CLI flags override config values for that session.

## Available Models

All models are sourced from Hugging Face and run natively via `mlx-whisper` on Apple Silicon.

| Model | Size | Speed | Accuracy |
|-------|------|-------|----------|
| `mlx-community/whisper-base` | ~150 MB | Fastest | Basic |
| `mlx-community/whisper-small` | ~500 MB | Fast | Good |
| `mlx-community/whisper-medium` | ~1.5 GB | Moderate | Better |
| `mlx-community/whisper-large-v3-turbo` | ~1.6 GB | Fast | High (default) |
| `mlx-community/whisper-large-v3` | ~3 GB | Slower | Highest |

## Troubleshooting

**"Status: Model load failed"**
Verify you have sufficient disk space and RAM for the selected model.

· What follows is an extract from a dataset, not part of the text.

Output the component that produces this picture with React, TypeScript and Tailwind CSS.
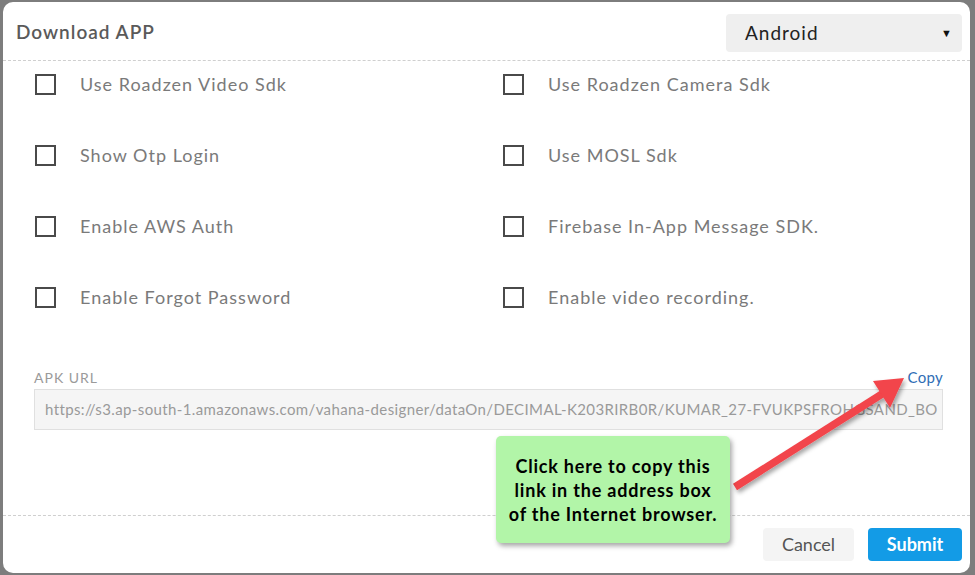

Run with `--debug` for detailed error logs.

**No text appears after transcription**
Confirm that Accessibility permission is granted in System Settings > Privacy & Security > Accessibility. Restart Calliope after granting.

**Wrong microphone selected**
Run `calliope setup` to choose a different input device, or set the `device` index in the config file. Use `python -m sounddevice` to list available devices.

**Hotkeys not responding**
Ensure no other application is capturing the same key combination. Reconfigure hotkeys via `calliope setup`.

## License

TBD